• _Stated task_:
Check each line of the material below for the string "components", then report how many lines have it, and nothing else.

• _Data shown_:
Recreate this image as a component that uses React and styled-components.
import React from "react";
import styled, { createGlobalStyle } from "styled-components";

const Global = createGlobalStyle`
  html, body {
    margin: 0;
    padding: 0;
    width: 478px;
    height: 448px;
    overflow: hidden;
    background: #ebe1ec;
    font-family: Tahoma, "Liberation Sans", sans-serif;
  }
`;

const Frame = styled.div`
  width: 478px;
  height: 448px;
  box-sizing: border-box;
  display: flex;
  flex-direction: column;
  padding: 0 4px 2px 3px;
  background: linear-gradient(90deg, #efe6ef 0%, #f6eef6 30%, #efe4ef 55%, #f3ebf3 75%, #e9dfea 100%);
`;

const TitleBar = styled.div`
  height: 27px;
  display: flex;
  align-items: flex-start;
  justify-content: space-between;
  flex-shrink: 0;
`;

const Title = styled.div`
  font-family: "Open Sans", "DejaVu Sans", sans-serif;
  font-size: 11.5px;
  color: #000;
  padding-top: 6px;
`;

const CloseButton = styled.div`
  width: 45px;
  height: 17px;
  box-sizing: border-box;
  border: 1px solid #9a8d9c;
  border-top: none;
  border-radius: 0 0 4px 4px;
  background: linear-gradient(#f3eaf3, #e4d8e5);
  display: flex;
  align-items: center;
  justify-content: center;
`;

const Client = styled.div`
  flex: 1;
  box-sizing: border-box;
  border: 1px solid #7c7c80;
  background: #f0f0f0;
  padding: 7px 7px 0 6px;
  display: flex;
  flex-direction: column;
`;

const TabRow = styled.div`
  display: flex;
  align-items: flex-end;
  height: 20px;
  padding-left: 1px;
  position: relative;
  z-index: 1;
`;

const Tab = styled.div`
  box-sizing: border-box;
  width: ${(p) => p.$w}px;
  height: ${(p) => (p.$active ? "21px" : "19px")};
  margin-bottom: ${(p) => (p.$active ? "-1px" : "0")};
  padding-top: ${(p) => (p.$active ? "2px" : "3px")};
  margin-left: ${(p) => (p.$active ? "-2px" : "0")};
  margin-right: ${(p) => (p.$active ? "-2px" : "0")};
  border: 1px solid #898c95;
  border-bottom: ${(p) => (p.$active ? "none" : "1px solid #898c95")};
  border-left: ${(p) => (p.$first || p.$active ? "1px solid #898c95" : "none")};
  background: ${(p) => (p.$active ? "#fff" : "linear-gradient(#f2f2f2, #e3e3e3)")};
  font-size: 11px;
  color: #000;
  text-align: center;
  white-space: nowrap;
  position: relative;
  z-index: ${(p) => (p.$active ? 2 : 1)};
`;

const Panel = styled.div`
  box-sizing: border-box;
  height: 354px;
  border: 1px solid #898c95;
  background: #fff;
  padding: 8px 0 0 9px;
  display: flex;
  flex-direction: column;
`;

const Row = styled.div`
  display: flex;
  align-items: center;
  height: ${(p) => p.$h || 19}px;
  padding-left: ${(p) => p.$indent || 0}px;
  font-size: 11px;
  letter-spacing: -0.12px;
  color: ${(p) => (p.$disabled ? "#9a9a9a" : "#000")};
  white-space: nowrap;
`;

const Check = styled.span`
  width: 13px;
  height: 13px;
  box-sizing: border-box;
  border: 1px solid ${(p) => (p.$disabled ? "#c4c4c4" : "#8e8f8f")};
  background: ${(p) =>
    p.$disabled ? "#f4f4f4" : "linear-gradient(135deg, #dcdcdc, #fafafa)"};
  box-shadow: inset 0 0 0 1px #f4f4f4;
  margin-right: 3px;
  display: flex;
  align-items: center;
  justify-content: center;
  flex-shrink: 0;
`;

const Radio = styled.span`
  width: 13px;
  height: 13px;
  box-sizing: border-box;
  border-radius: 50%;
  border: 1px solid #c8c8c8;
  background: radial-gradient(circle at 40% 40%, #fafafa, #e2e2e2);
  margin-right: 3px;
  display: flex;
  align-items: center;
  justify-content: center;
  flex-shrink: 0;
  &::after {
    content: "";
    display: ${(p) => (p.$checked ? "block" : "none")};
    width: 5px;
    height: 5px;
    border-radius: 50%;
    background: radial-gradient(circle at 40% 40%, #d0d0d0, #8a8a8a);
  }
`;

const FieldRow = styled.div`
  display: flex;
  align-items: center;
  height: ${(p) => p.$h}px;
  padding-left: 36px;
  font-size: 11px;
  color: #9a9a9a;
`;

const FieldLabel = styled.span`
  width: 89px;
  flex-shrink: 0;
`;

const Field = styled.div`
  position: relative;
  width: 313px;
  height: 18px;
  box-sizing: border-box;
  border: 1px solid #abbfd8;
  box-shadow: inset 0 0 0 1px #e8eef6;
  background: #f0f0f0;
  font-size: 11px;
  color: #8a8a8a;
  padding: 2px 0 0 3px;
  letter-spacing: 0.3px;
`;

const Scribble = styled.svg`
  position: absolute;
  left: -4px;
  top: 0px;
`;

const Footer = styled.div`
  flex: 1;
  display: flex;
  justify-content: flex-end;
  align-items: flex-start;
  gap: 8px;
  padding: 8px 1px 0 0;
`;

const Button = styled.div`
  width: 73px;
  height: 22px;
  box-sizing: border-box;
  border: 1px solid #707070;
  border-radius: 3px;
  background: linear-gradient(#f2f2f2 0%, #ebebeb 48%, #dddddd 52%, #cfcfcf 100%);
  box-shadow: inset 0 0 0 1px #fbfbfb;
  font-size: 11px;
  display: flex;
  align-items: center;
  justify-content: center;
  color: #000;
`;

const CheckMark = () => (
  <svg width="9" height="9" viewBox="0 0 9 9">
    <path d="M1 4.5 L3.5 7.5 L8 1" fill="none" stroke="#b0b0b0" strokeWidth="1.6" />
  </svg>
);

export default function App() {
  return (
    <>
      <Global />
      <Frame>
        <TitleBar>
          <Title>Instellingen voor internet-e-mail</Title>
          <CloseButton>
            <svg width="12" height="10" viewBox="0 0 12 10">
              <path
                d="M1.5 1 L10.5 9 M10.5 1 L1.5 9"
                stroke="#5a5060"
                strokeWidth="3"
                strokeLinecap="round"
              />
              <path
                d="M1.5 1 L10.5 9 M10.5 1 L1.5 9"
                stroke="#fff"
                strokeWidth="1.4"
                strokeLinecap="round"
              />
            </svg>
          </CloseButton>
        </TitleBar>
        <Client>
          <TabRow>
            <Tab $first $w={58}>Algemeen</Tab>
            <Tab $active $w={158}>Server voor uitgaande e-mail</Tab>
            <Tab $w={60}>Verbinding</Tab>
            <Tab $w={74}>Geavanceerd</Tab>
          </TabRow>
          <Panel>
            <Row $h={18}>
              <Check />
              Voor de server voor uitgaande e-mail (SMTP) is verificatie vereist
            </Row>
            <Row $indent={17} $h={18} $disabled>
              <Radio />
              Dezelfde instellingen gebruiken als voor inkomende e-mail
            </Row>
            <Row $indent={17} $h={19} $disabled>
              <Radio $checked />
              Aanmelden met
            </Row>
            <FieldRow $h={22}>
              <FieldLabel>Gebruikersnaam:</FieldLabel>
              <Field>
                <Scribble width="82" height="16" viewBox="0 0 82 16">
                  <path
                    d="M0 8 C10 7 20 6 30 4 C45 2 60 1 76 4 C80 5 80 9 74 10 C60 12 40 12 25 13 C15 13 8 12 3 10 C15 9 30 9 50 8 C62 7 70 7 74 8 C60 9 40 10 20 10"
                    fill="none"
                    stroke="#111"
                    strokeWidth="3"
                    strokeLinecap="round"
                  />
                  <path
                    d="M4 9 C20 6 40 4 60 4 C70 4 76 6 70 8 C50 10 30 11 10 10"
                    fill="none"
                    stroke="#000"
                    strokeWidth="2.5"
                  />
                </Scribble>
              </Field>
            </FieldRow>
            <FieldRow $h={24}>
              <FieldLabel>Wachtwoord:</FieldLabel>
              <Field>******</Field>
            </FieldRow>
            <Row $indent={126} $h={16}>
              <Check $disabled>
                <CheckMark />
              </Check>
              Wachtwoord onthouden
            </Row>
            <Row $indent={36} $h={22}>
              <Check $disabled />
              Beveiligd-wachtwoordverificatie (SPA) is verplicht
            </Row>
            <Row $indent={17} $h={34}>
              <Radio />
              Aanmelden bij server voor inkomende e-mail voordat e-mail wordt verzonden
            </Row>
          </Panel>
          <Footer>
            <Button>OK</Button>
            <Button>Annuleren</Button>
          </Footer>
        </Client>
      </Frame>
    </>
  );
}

• _Worked answer_:
2